Development Dependencies

  • bare-test: Bare-metal testing framework

System Requirements

  • Rust Version: 1.75.0 or higher
  • Target Architecture: aarch64-unknown-none-softfloat
  • Development Environment: Linux/macOS/Windows + Rust toolchain
  • Deployment Environment: RK3588/RK3588S development board

Hardware Compatibility

Supported Chips

  • RK3568: Quad-core ARM Cortex-A55 SoC with integrated NPU and GPU
  • RK3588: Octa-core ARM Cortex-A55/A76 flagship SoC
  • RK3588S: Cost-optimized variant of RK3588

Development Boards

  • RK3568 Boards:
    • NanoPi R5S/R5C
    • ROCK 3A/3B/3C
    • Radxa E25
    • Other RK3568-based boards
  • RK3588 Boards:
    • Orange Pi 5/5 Plus/5B
    • Rock 5A/5B/5C
    • NanoPC-T6
    • Other RK3588/RK3588S-based boards

Hardware Features

  • CPU Architecture: ARM Cortex-A55/A76 heterogeneous cores
  • GPU: Mali-G52 (RK3568) / Mali-G610 MP4 (RK3588)
  • NPU: 1 TOPS (RK3568) / 6 TOPS (RK3588) AI accelerator

License

This project is based on the same GPL-2.0 license as the Linux kernel.

Contributing

Contributions are welcome!

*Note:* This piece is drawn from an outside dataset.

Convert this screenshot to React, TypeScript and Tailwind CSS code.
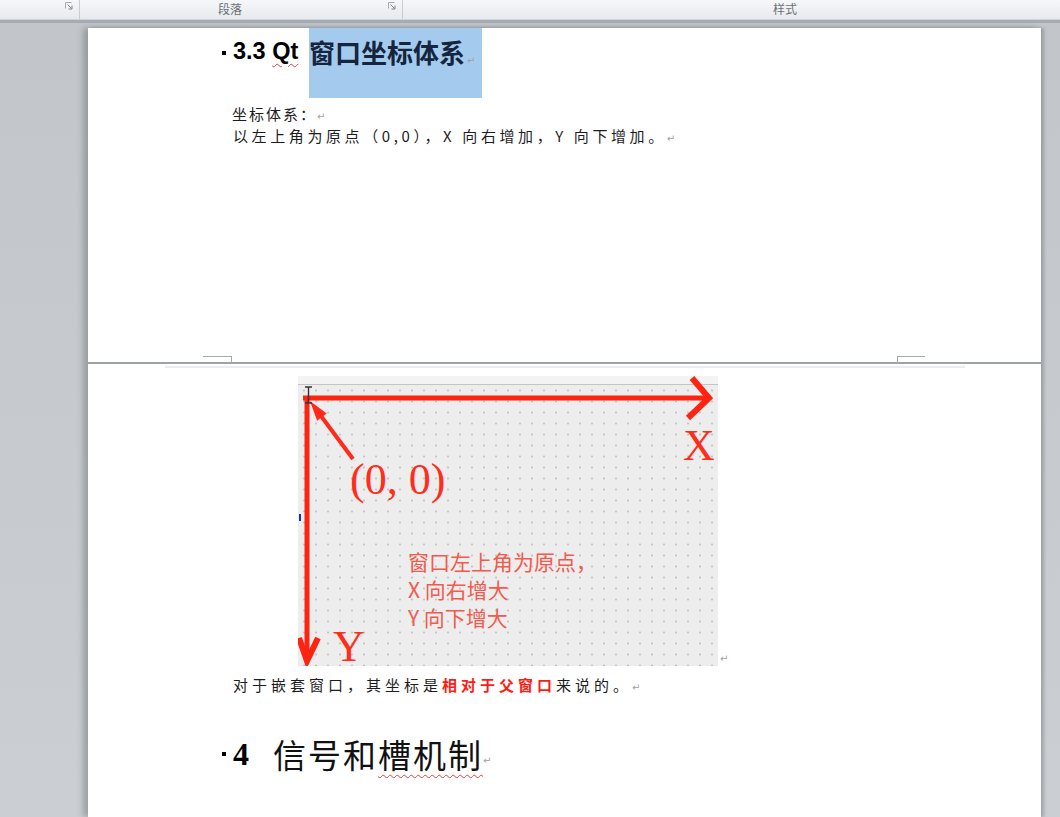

Please submit Issues and Pull Requests.

Development Setup

# Clone the project
git clone <repository-url>
cd rockchip-pm

# Install dependencies
rustup component add rustfmt clippy

# Format code
cargo fmt

# Run linter
cargo clippy

References

  • Linux Kernel drivers/soc/rockchip/pm_domains.c
  • RK3588 Technical Reference Manual
  • Device Tree Bindings for Rockchip Power Domains

Note: This driver is low-level system software. Ensure that hardware register operations comply with chip specifications. Perform thorough testing before use in production environments.